**Your instructions**
Transcribe everything in the data word for word. Pictures are left out.

━━━━━━━━━━

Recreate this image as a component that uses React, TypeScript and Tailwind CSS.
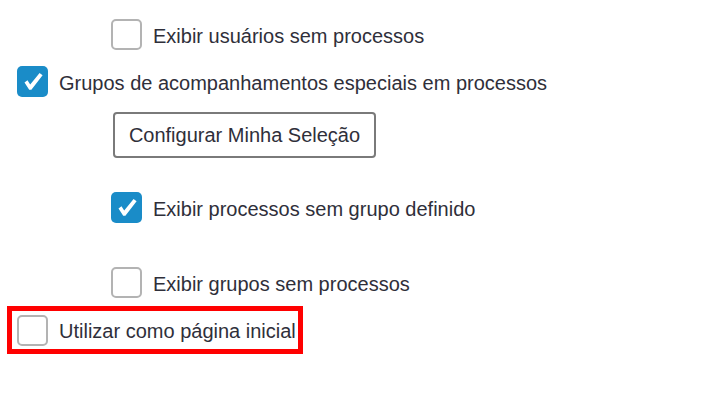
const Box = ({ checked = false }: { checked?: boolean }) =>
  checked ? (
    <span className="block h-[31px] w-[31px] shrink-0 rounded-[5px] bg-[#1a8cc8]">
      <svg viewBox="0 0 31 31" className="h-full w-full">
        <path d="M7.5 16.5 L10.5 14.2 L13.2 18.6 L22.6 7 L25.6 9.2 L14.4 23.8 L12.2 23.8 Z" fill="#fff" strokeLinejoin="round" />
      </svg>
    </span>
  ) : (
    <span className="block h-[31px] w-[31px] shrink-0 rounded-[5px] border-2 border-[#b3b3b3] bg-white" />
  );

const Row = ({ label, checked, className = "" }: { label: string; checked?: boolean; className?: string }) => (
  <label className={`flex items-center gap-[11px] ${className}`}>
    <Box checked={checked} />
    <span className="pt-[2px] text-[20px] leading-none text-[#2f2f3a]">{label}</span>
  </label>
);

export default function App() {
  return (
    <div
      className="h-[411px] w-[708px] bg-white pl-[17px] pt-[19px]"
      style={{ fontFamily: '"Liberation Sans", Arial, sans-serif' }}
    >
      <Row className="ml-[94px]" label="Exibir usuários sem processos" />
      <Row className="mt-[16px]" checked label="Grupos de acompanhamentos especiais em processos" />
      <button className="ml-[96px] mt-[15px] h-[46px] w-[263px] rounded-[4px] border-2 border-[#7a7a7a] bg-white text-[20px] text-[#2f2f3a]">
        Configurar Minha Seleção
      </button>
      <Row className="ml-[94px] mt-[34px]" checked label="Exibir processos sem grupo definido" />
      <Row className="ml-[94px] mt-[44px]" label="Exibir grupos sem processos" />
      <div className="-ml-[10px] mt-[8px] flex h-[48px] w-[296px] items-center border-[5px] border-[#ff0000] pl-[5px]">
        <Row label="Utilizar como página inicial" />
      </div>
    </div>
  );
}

━━━━━━━━━━

**Solved problem**
Recreate this image as a component that uses React, TypeScript and Tailwind CSS.
const Box = ({ checked = false }: { checked?: boolean }) =>
  checked ? (
    <span className="block h-[31px] w-[31px] shrink-0 rounded-[5px] bg-[#1a8cc8]">
      <svg viewBox="0 0 31 31" className="h-full w-full">
        <path d="M7.5 16.5 L10.5 14.2 L13.2 18.6 L22.6 7 L25.6 9.2 L14.4 23.8 L12.2 23.8 Z" fill="#fff" strokeLinejoin="round" />
      </svg>
    </span>
  ) : (
    <span className="block h-[31px] w-[31px] shrink-0 rounded-[5px] border-2 border-[#b3b3b3] bg-white" />
  );

const Row = ({ label, checked, className = "" }: { label: string; checked?: boolean; className?: string }) => (
  <label className={`flex items-center gap-[11px] ${className}`}>
    <Box checked={checked} />
    <span className="pt-[2px] text-[20px] leading-none text-[#2f2f3a]">{label}</span>
  </label>
);

export default function App() {
  return (
    <div
      className="h-[411px] w-[708px] bg-white pl-[17px] pt-[19px]"
      style={{ fontFamily: '"Liberation Sans", Arial, sans-serif' }}
    >
      <Row className="ml-[94px]" label="Exibir usuários sem processos" />
      <Row className="mt-[16px]" checked label="Grupos de acompanhamentos especiais em processos" />
      <button className="ml-[96px] mt-[15px] h-[46px] w-[263px] rounded-[4px] border-2 border-[#7a7a7a] bg-white text-[20px] text-[#2f2f3a]">
        Configurar Minha Seleção
      </button>
      <Row className="ml-[94px] mt-[34px]" checked label="Exibir processos sem grupo definido" />
      <Row className="ml-[94px] mt-[44px]" label="Exibir grupos sem processos" />
      <div className="-ml-[10px] mt-[8px] flex h-[48px] w-[296px] items-center border-[5px] border-[#ff0000] pl-[5px]">
        <Row label="Utilizar como página inicial" />
      </div>
    </div>
  );
}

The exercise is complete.